Germann, der Wirtschaftspolitiker
Etwas deutlicher ist Hannes Germann jüngst im Zusammenhang mit der Swissness-Vorlage geworden. Von einem «veritablen Bürokratiemonster» ist da die Rede, und von Arbeitsplätzen, die «so gut wie weg» sind, weil Unternehmen ihre Produktionsstätten ins Ausland zu verlegen drohten. Hier zeigt sich der Wirtschaftspolitiker Germann, der immer «neue Belastungen durch Sozialversicherungen und Auflagen im administrativen Bereich» klar ablehnt, wie er selber auf seiner Homepage schreibt. Stattdessen wünscht er sich gesunde KMU, zukunftsorientierte Landwirtschaftsbetriebe und einen starken Finanzplatz.
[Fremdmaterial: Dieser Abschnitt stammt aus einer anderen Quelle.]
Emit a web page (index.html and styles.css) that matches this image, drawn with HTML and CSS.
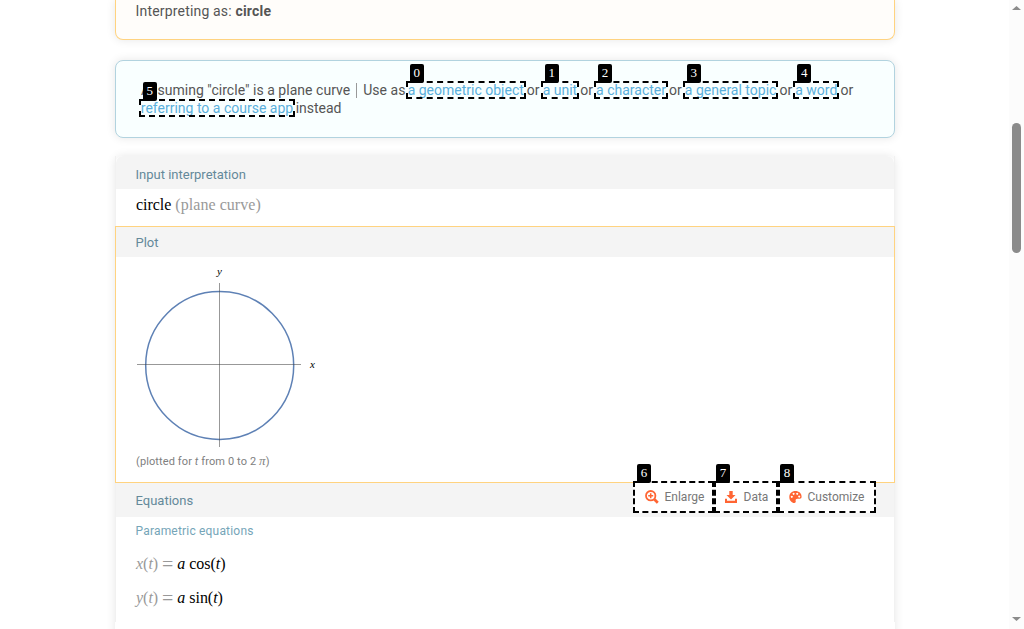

Das spiegelt sich auch in seinen Mandaten wider: Germann ist unter anderem Präsident des Verbandes Schweizer Gemüseproduzenten, Verwaltungsratspräsident der Ersparniskasse Schaffhausen AG und Vorstandsmitglied der Industrie-Vereinigung Schaffhausen (IVS) sowie des Hauseigentümerverbandes (HEV). Nur das Mandat als Stiftungspräsident der Behindertenorganisation Diheiplus in Neuhausen fällt da ein wenig aus dem Rahmen. «In meinem Leben habe ich viel erreicht, und ich bin kerngesund
– und da wollte ich den Menschen
etwas zurückgeben, die nicht so viel Glück gehabt haben», sagt er über dieses Amt.
Neben all diesen verschiedenen Tätigkeiten bleibt Germann nicht immer so viel Zeit für den Sport, wie er es gerne hätte. Da kommen die Spiele des FC Nationalrat während der Session gerade recht. «Rennen macht einfach mehr Spass, wenn noch ein Ball im Spiel ist», sagt Germann dazu. Und das ist ihm an diesem Abend auf der Sportanlage Hubelgut anzumerken: Der Schaffhauser erarbeitet Chance um Chance, auch wenn es mit dem Abschluss dieses Mal nicht so ganz klappen will. In der 13. Minute pfeffert er einen Schuss übers Tor, kurz darauf einen Kopfball und noch ein wenig später eine Flanke, die sich aber noch gefährlich senkt. Nach zweimal 35 Minuten endet das Spiel des FC Nationalrat gegen den FC Erfrischungsgetränke schliesslich mit einem konsensorientierten 1:1. «Ein angemessenes Resultat», findet Hannes Germann.
Zur Person
Geburtstag1. Juli 1956.
Schulen:Primar- und Sekundarschule in Merishausen, Kantonsschule in Schaffhausen.
Ausbildung:Ausgebildeter Primarlehrer, später Weiterbildung zum Betriebsökonom dipl. oec.
Berufliche Tätigkeit – ein Auszug:Seit 2002 Ständerat, im Jahr 2014 Ständeratspräsident. Vorher Gemeindepräsident von Opferts-hofen (1997–2008) sowie Kantonsrat (1997–2000). Redaktor der «Schaffhauser Nachrichten»
(1990–2002) und Lehrer (1979–1990).
Weitere Tätigkeiten – ein Auszug:Verwaltungsratspräsident der Ersparniskasse Schaffhausen AG, Vizepräsident des Verwaltungsrates der Elektrizitätswerke des Kantons Schaffhausen AG, Präsident des Schweizerischen Gemeindeverbandes und des Verbandes Schweizerischer Gemüseproduzenten.
Familie:Verheiratet mit Karin Germann; zwei Töchter im Teenageralter.